As for making the longlist, Basholli describes it as “a great experience. The film got to reach a wider audience, and the process itself gave people hope for Kosova. Artists from Kosova now believe even more that if you work hard and are honest with your work, it doesn’t matter if you are from a small new country and making a low-budget film. And in regard to the Oscars, I believe so too now.”
In terms of genre, possibly the most unusual film to make the longlist is, a peculiar folk horror co-written by the Icelandic novelist, poet and musician Sjón. Starring Sweden’s Noomi Rapace, it concerns a childless couple in rural Iceland who find a strange creature in their barn. “I was inspired by many things,” director Valdimar Jóhannsson says. “Mostly visual, like paintings, drawings and photographs, but I also had a story in the back of my head, about loss and something supernatural.”
Since its premiere in Cannes, Lamb has been a cult hit worldwide, notably for A24 in the U.S. “I knew that I was taking a big risk making this my first feature film,” Jóhannsson says, “but I was surrounded by very strong, supportive and creative people. I am super-thankful for the reception of the film. We are especially honored to be on the short list: I think the Academy has always been open to good and classic stories, and Lamb is one of them, even though it has a surreal element.”
Travelling with Lamb to multiple countries has been an eye-opener, he adds. “It’s taught me that the closer people are to their own culture, the more they relate to the story I wanted to tell—a universal story about loss and connection to nature. I’ve enjoyed all the different interpretations of my film. That was what I wanted to achieve.”
From Finland, Juho Kuosmanen’s Compartment No. 6 is equally hard to pigeonhole, being an offbeat semi-love story about a Finnish student who befriends a Russian miner on a train to the Arctic Circle. “It’s inspired by a novel that I read 10 years ago,” the director says. “We made a lot of changes—we changed the decade, the route, the age of the characters—and, obviously, we left many scenes and characters out. But regarding the author of the novel, Rosa Liksom, the essence of the novel is still there. It’s a humane story of a connection between two lonely characters.”

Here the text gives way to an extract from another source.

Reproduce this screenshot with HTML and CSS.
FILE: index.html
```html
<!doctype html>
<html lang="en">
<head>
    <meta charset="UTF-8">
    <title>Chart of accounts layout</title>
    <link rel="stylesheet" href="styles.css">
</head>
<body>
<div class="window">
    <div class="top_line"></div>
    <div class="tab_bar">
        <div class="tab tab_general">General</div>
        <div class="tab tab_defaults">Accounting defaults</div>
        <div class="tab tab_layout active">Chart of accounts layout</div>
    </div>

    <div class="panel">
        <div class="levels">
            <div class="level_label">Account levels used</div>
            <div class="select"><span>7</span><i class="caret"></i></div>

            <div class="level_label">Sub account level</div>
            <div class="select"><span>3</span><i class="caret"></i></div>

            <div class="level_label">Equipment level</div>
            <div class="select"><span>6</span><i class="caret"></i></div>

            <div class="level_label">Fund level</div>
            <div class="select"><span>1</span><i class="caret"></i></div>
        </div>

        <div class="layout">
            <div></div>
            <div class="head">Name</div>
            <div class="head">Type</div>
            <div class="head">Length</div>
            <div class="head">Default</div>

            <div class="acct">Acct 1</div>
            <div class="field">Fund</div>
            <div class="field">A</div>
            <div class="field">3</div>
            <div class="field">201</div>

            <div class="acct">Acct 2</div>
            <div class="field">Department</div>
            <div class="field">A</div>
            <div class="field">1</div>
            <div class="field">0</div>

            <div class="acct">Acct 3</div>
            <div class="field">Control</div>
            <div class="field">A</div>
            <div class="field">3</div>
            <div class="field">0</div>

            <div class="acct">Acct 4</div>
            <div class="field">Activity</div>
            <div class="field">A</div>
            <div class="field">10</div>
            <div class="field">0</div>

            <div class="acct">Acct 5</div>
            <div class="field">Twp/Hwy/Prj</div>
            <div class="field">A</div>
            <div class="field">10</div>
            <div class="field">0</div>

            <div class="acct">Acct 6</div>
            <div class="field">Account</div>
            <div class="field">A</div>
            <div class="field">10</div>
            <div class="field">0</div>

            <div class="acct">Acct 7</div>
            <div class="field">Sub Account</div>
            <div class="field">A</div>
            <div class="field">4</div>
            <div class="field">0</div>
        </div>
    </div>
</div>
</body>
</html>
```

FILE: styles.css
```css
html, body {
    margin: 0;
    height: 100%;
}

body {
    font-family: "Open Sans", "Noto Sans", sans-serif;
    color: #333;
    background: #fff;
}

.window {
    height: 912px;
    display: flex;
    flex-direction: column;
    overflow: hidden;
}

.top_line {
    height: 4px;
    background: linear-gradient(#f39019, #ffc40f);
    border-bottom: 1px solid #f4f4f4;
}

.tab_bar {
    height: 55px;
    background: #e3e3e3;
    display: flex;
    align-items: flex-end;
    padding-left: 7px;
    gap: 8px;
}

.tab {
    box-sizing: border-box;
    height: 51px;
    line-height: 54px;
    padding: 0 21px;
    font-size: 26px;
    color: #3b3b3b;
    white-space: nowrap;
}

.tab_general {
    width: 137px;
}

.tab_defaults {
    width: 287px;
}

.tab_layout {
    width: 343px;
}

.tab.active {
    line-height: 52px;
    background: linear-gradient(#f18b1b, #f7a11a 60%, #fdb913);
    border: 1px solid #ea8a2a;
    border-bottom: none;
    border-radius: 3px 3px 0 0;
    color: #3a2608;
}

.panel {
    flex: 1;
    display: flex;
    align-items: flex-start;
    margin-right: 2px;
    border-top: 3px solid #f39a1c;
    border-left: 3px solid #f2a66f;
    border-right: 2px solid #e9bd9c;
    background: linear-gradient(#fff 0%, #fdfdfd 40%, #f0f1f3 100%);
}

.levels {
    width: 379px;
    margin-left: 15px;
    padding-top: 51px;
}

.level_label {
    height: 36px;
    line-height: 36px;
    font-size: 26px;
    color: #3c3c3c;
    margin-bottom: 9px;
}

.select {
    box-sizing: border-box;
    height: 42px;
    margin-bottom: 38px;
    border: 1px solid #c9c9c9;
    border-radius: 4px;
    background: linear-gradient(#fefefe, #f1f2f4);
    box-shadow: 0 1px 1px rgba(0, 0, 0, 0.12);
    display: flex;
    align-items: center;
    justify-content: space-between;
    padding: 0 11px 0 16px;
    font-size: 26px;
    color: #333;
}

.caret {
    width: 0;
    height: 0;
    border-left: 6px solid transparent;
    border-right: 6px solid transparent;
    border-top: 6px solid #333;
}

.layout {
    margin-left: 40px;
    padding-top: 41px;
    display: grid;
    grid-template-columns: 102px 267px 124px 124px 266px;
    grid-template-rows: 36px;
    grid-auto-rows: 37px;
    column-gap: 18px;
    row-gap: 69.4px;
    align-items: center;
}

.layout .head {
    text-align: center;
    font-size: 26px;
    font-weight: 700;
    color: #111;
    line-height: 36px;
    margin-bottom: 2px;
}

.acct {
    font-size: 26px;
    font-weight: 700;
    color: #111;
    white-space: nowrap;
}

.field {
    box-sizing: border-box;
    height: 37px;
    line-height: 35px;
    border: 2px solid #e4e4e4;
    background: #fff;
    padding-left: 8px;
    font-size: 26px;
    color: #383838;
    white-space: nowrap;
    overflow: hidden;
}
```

Of all the films on the longlist, Kuosmanen’s film has, literally, travelled the furthest: “I counted that we did more than 25,000km on the train during the pre-production and the shoot,” he recalls. “From audiences, the feedback has been really overwhelming. It makes me happy that even though the film deals with ostensibly small things, the impact of it has been huge. Some see it more as a love story, others as an existential study, others as a portrait of Russian soul—and some think it’s hilarious. I think the core element—the humane gaze, and the relatable contradiction of the need to be loved and the fear of being seen is something that resonates in many of us. And I can also sense that the tone of the humor seems to work surprisingly well all over the world.”

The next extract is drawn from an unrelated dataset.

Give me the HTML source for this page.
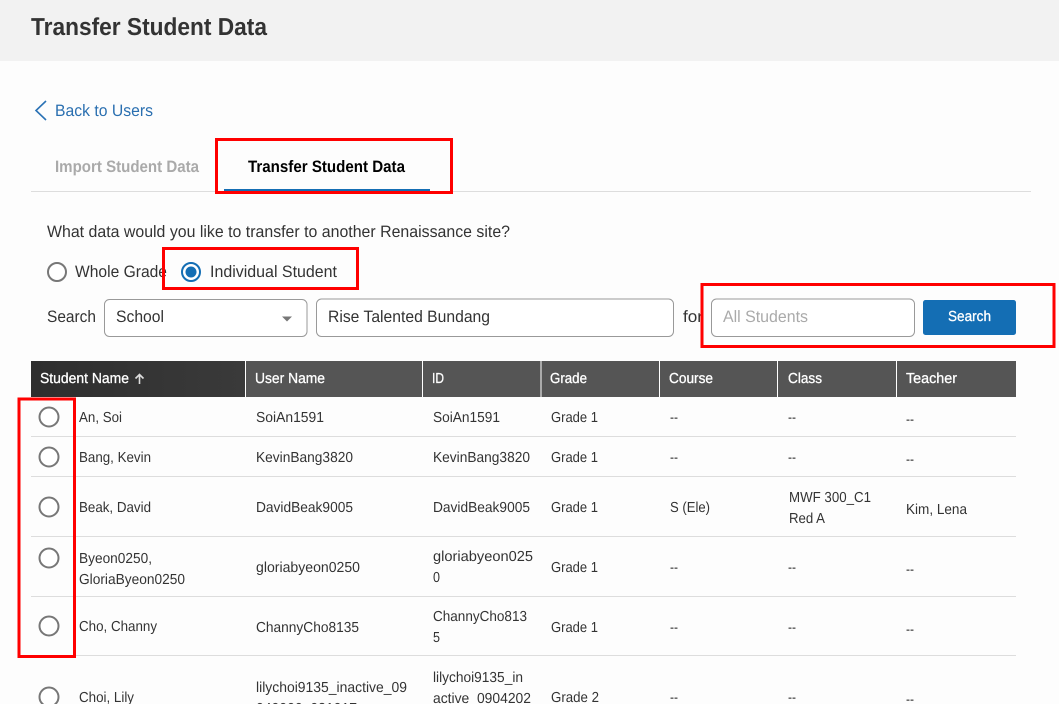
<!DOCTYPE html>
<html lang="en">
<head>
<meta charset="utf-8">
<title>Transfer Student Data</title>
<style>
html,body{margin:0;padding:0;width:1059px;height:704px;overflow:hidden;background:#fdfdfd}
svg{display:block}
text{font-family:"Liberation Sans",Arial,sans-serif;font-size:14.5px;fill:#333;text-rendering:geometricPrecision}
.b16{font-size:16.5px}
.h{fill:#fff;font-size:14.5px;stroke:#fff;stroke-width:.3}
.r{fill:#fff;stroke:#777;stroke-width:2}
.box{fill:none;stroke:#f00;stroke-width:3}
.f{fill:#fff;stroke:#999;stroke-width:1}
.l{stroke:#ddd;stroke-width:1}
.s{stroke:#fff;stroke-width:1}
</style>
</head>
<body>
<svg width="1059" height="704" viewBox="0 0 1059 704" xmlns="http://www.w3.org/2000/svg">
<defs><linearGradient id="g" x1="0" x2="1" y1="0" y2="0"><stop offset="0" stop-color="#2e2e2e"/><stop offset="1" stop-color="#3a3a3a"/></linearGradient></defs>
<rect width="1059" height="61" fill="#f2f2f2"/>
<text x="31" y="35" textLength="236" lengthAdjust="spacingAndGlyphs" style="font-size:24.5px;font-weight:bold;fill:#333">Transfer Student Data</text>

<path d="M46 101 36 110.500 46 120" fill="none" stroke="#2a72b5" stroke-width="1.600"/>
<text x="55" y="116" class="b16" textLength="98" lengthAdjust="spacingAndGlyphs" style="fill:#2a6fb0">Back to Users</text>

<text x="55" y="172" class="b16" textLength="144" lengthAdjust="spacingAndGlyphs" style="font-weight:bold;fill:#aaa">Import Student Data</text>
<text x="248" y="172" class="b16" textLength="157" lengthAdjust="spacingAndGlyphs" style="font-weight:bold;fill:#000">Transfer Student Data</text>
<line x1="31" x2="1031" y1="191.500" y2="191.500" class="l"/>
<rect x="224" y="189" width="206" height="3" fill="#146eb4"/>

<text x="47" y="237" class="b16" textLength="463" lengthAdjust="spacingAndGlyphs">What data would you like to transfer to another Renaissance site?</text>
<circle cx="57" cy="272" r="9" class="r"/>
<text x="75" y="277" class="b16" textLength="92" lengthAdjust="spacingAndGlyphs">Whole Grade</text>
<circle cx="191" cy="272" r="9" fill="#fff" stroke="#146eb4" stroke-width="2"/>
<circle cx="191" cy="272" r="5.500" fill="#146eb4"/>
<text x="210" y="277" class="b16" textLength="127" lengthAdjust="spacingAndGlyphs">Individual Student</text>

<text x="47" y="322" class="b16" textLength="49" lengthAdjust="spacingAndGlyphs">Search</text>
<rect x="104.500" y="299.500" width="202.500" height="37" rx="5" class="f"/>
<text x="116" y="322" class="b16" textLength="48" lengthAdjust="spacingAndGlyphs">School</text>
<path d="M282 316.500h10l-5 5z" fill="#777"/>
<rect x="316.500" y="299" width="357" height="37.500" rx="5" class="f"/>
<text x="328" y="322" class="b16" textLength="162" lengthAdjust="spacingAndGlyphs">Rise Talented Bundang</text>
<text x="683" y="322" class="b16" textLength="20" lengthAdjust="spacingAndGlyphs">for</text>
<rect x="711.500" y="299" width="203" height="37.500" rx="5" class="f"/>
<text x="723" y="322" class="b16" textLength="85" lengthAdjust="spacingAndGlyphs" style="fill:#aaa">All Students</text>
<rect x="923" y="300" width="93" height="35" rx="2.500" fill="#146eb4"/>
<text x="948" y="321" class="h" textLength="43" lengthAdjust="spacingAndGlyphs">Search</text>

<rect x="31" y="361" width="985" height="36" fill="#555"/>
<rect x="31" y="361" width="214" height="36" fill="url(#g)"/>
<line x1="245.500" x2="245.500" y1="361" y2="397" class="s"/>
<line x1="422.500" x2="422.500" y1="361" y2="397" class="s"/>
<line x1="541" x2="541" y1="361" y2="397" class="s"/>
<line x1="659.500" x2="659.500" y1="361" y2="397" class="s"/>
<line x1="777.500" x2="777.500" y1="361" y2="397" class="s"/>
<line x1="896.500" x2="896.500" y1="361" y2="397" class="s"/>
<text x="40" y="383" class="h" textLength="89" lengthAdjust="spacingAndGlyphs">Student Name</text>
<path d="M139.500 384v-9M135.500 378.500l4-4 4 4" fill="none" stroke="#ddd" stroke-width="1.600"/>
<text x="255" y="383" class="h" textLength="70" lengthAdjust="spacingAndGlyphs">User Name</text>
<text x="432" y="383" class="h" textLength="12" lengthAdjust="spacingAndGlyphs">ID</text>
<text x="550" y="383" class="h" textLength="37" lengthAdjust="spacingAndGlyphs">Grade</text>
<text x="669" y="383" class="h" textLength="44" lengthAdjust="spacingAndGlyphs">Course</text>
<text x="788" y="383" class="h" textLength="34" lengthAdjust="spacingAndGlyphs">Class</text>
<text x="906" y="383" class="h" textLength="51" lengthAdjust="spacingAndGlyphs">Teacher</text>

<line x1="31" x2="1016" y1="436.500" y2="436.500" class="l"/>
<line x1="31" x2="1016" y1="476.500" y2="476.500" class="l"/>
<line x1="31" x2="1016" y1="536.500" y2="536.500" class="l"/>
<line x1="31" x2="1016" y1="596.500" y2="596.500" class="l"/>
<line x1="31" x2="1016" y1="655.500" y2="655.500" class="l"/>

<circle cx="49" cy="417" r="9.500" class="r"/>
<circle cx="49" cy="457" r="9.500" class="r"/>
<circle cx="49" cy="507" r="9.500" class="r"/>
<circle cx="49" cy="558" r="9.500" class="r"/>
<circle cx="49" cy="626" r="9.500" class="r"/>
<circle cx="49" cy="697" r="9.500" class="r"/>

<text x="79" y="422" textLength="43" lengthAdjust="spacingAndGlyphs">An, Soi</text>
<text x="256" y="422" textLength="68" lengthAdjust="spacingAndGlyphs">SoiAn1591</text>
<text x="433" y="422" textLength="67" lengthAdjust="spacingAndGlyphs">SoiAn1591</text>
<text x="551" y="422" textLength="47" lengthAdjust="spacingAndGlyphs">Grade 1</text>
<text x="670" y="422" textLength="8" lengthAdjust="spacingAndGlyphs">--</text>
<text x="788" y="422" textLength="8" lengthAdjust="spacingAndGlyphs">--</text>
<text x="906" y="424" textLength="8" lengthAdjust="spacingAndGlyphs">--</text>

<text x="79" y="462" textLength="72" lengthAdjust="spacingAndGlyphs">Bang, Kevin</text>
<text x="256" y="462" textLength="97" lengthAdjust="spacingAndGlyphs">KevinBang3820</text>
<text x="433" y="462" textLength="97" lengthAdjust="spacingAndGlyphs">KevinBang3820</text>
<text x="551" y="462" textLength="47" lengthAdjust="spacingAndGlyphs">Grade 1</text>
<text x="670" y="462" textLength="8" lengthAdjust="spacingAndGlyphs">--</text>
<text x="788" y="462" textLength="8" lengthAdjust="spacingAndGlyphs">--</text>
<text x="906" y="464" textLength="8" lengthAdjust="spacingAndGlyphs">--</text>

<text x="79" y="512" textLength="72" lengthAdjust="spacingAndGlyphs">Beak, David</text>
<text x="256" y="512" textLength="97" lengthAdjust="spacingAndGlyphs">DavidBeak9005</text>
<text x="433" y="512" textLength="97" lengthAdjust="spacingAndGlyphs">DavidBeak9005</text>
<text x="551" y="512" textLength="47" lengthAdjust="spacingAndGlyphs">Grade 1</text>
<text x="670" y="512" textLength="40" lengthAdjust="spacingAndGlyphs">S (Ele)</text>
<text x="789" y="502" textLength="82" lengthAdjust="spacingAndGlyphs">MWF 300_C1</text>
<text x="789" y="523" textLength="36" lengthAdjust="spacingAndGlyphs">Red A</text>
<text x="906" y="514" textLength="61" lengthAdjust="spacingAndGlyphs">Kim, Lena</text>

<text x="79" y="563" textLength="73" lengthAdjust="spacingAndGlyphs">Byeon0250,</text>
<text x="79" y="584" textLength="106" lengthAdjust="spacingAndGlyphs">GloriaByeon0250</text>
<text x="256" y="572" textLength="104" lengthAdjust="spacingAndGlyphs">gloriabyeon0250</text>
<text x="433" y="561" textLength="100" lengthAdjust="spacingAndGlyphs">gloriabyeon025</text>
<text x="433" y="582" textLength="7" lengthAdjust="spacingAndGlyphs">0</text>
<text x="551" y="572" textLength="47" lengthAdjust="spacingAndGlyphs">Grade 1</text>
<text x="670" y="572" textLength="8" lengthAdjust="spacingAndGlyphs">--</text>
<text x="788" y="572" textLength="8" lengthAdjust="spacingAndGlyphs">--</text>
<text x="906" y="574" textLength="8" lengthAdjust="spacingAndGlyphs">--</text>

<text x="79" y="631" textLength="78" lengthAdjust="spacingAndGlyphs">Cho, Channy</text>
<text x="256" y="632" textLength="103" lengthAdjust="spacingAndGlyphs">ChannyCho8135</text>
<text x="433" y="621" textLength="94" lengthAdjust="spacingAndGlyphs">ChannyCho813</text>
<text x="433" y="642" textLength="7" lengthAdjust="spacingAndGlyphs">5</text>
<text x="551" y="632" textLength="47" lengthAdjust="spacingAndGlyphs">Grade 1</text>
<text x="670" y="632" textLength="8" lengthAdjust="spacingAndGlyphs">--</text>
<text x="788" y="632" textLength="8" lengthAdjust="spacingAndGlyphs">--</text>
<text x="906" y="634" textLength="8" lengthAdjust="spacingAndGlyphs">--</text>

<text x="79" y="702" textLength="55" lengthAdjust="spacingAndGlyphs">Choi, Lily</text>
<text x="256" y="692" textLength="151" lengthAdjust="spacingAndGlyphs">lilychoi9135_inactive_09</text>
<text x="256" y="713" textLength="101" lengthAdjust="spacingAndGlyphs">040000_031017</text>
<text x="433" y="682" textLength="90" lengthAdjust="spacingAndGlyphs">lilychoi9135_in</text>
<text x="433" y="703" textLength="98" lengthAdjust="spacingAndGlyphs">active_0904202</text>
<text x="551" y="702" textLength="48" lengthAdjust="spacingAndGlyphs">Grade 2</text>
<text x="670" y="702" textLength="8" lengthAdjust="spacingAndGlyphs">--</text>
<text x="788" y="702" textLength="8" lengthAdjust="spacingAndGlyphs">--</text>
<text x="906" y="704" textLength="8" lengthAdjust="spacingAndGlyphs">--</text>

<rect x="216.500" y="139.500" width="235" height="53" class="box"/>
<rect x="163.500" y="248.500" width="194" height="40" class="box"/>
<rect x="702" y="284.500" width="352" height="62" class="box"/>
<rect x="19" y="399" width="55.500" height="257.500" class="box"/>
</svg>
</body>
</html>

Kuosmanen also welcomes the attention from the Academy. “I think we all should try to open our minds as a daily exercise,” he says. “It’s not easy, because we aren’t really that clever. We need more open-mindedness and less dogma, but the problem is that dogma is so much easier to understand and adapt to. We need it to break the ice of our minds, but to really become more open-minded is a slightly more difficult task.”
In terms of journey, however, the contender with the most fascinating mileage comes from Bhutan—Pawo Choyning Dorji’s Lunana: A Yak in the Classroom, in which an aspiring but unambitious singer takes a job as a teacher in a rural school. Dorji’s film has had an unlikely reprieve after being turned down previously. “When the Bhutanese government first submitted the film last year, we were informed by the Academy that it couldn’t be accepted because Bhutan did not have an Academy-recognized selection committee. The Academy also told us that the country should have submitted at least one film in the previous five years to have a validity with the Academy—and Bhutan’s last submission was 23 years ago. So, the Academy advised us to form a selection committee, and resubmit the following year.”

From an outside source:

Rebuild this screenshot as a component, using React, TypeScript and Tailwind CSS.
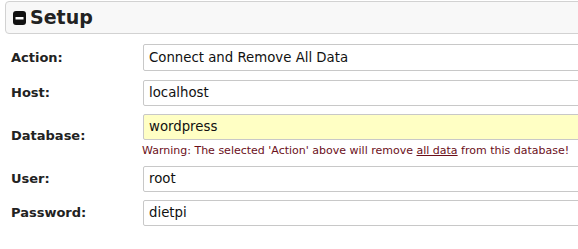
import React from "react";

const font = { fontFamily: '"DejaVu Sans", Verdana, sans-serif' };

function Row({ label, children, labelClass = "" }: { label: string; children: React.ReactNode; labelClass?: string }) {
  return (
    <div className="flex items-center">
      <div className={"w-[132px] shrink-0 text-[13px] font-bold text-[#222] " + labelClass}>{label}</div>
      <div className="flex-1 min-w-0">{children}</div>
    </div>
  );
}

function Input({ value, yellow = false, h = "h-[26px]" }: { value: string; yellow?: boolean; h?: string }) {
  return (
    <div
      className={
        "w-[460px] border border-[#c8c8c8] rounded-[2px] flex items-center pl-[5px] text-[13.3px] text-[#111] " +
        h +
        (yellow ? " bg-[#ffffc4]" : " bg-white")
      }
    >
      {value}
    </div>
  );
}

export default function App() {
  return (
    <div className="w-[578px] h-[249px] overflow-hidden bg-white relative" style={font}>
      <div className="ml-[5px] mt-[1px] h-[33px] w-[600px] border border-[#d2d2d2] rounded-[4px] bg-[#f8f8f8] flex items-center pl-[7px]">
        <svg width="13" height="14" viewBox="0 0 13 14" className="mr-[4px] mt-[1px]">
          <rect x="0" y="0" width="13" height="14" rx="3" fill="#111" />
          <rect x="2.5" y="6" width="8" height="2.5" fill="#fff" />
        </svg>
        <span className="text-[19px] font-bold text-[#222] leading-none">Setup</span>
      </div>
      <div className="pl-[11px] flex flex-col">
        <div className="mt-[10px]">
          <Row label="Action:">
            <Input value="Connect and Remove All Data" h="h-[27px]" />
          </Row>
        </div>
        <div className="mt-[9px]">
          <Row label="Host:">
            <Input value="localhost" />
          </Row>
        </div>
        <div className="mt-[8px]">
          <Row label="Database:">
            <div>
              <Input value="wordpress" yellow />
              <div className="text-[11px] text-[#6b0f1a] mt-[3px] -ml-[1px] leading-[15px]">
                Warning: The selected 'Action' above will remove <span className="underline">all data</span> from this database!
              </div>
            </div>
          </Row>
        </div>
        <div className="mt-[8px]">
          <Row label="User:">
            <Input value="root" />
          </Row>
        </div>
        <div className="mt-[8px]">
          <Row label="Password:">
            <Input value="dietpi" />
          </Row>
        </div>
      </div>
    </div>
  );
}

Surprisingly, the worldwide lockdown bought Dorji the leeway he needed. “The delay actually gave us time to meet their requirements,” he says. “Another interesting note is that when we were finally approved to submit the film, there were more delays, as the Academy website didn’t have ‘Bhutan’ and ‘Dzongkha’ (our national language) as options in the online submission forms, so they had to update the website for us.”
It’s this cultural otherness that could give Dorji’s film a lift in the weeks before the shortlist is finalized. “I think, in the movie, audiences get a glimpse of a culture, a people and a land that’s unlike anything they have ever seen before,” he says. “It is probably the most culturally, linguistically and environmentally diverse story that they have ever seen. However, within all that diversity, the film seems to connect deeply with people because it touches upon the universal human theme of home and finding [a place] where you belong. The film has screened all over the world, and everyone has come out of it with a renewed sense of longing for their own home. I think that celebrating what makes us similar is very much needed during this time of great suffering.”
Like the others contacted for this feature, Dorji sees this year’s longlist as a sign of increasing boldness from the Academy. “The longlist came as a big surprise for many, including myself,” he says. “More than anything, it is a celebration of the possibilities of art, creativity and cinema—that a first-time director, an amateur crew and a cast of yak herders can share with the world a story of our culture and our way of life from the remotest classroom in the world, and it can reach across the world all the way to the Academy. I thank the Academy members for giving me an opportunity to share my beloved Bhutan with the world. The longlist also gives massive encouragement and inspiration to small independent filmmakers like myself, that if we make a film with all our heart… anything is possible.”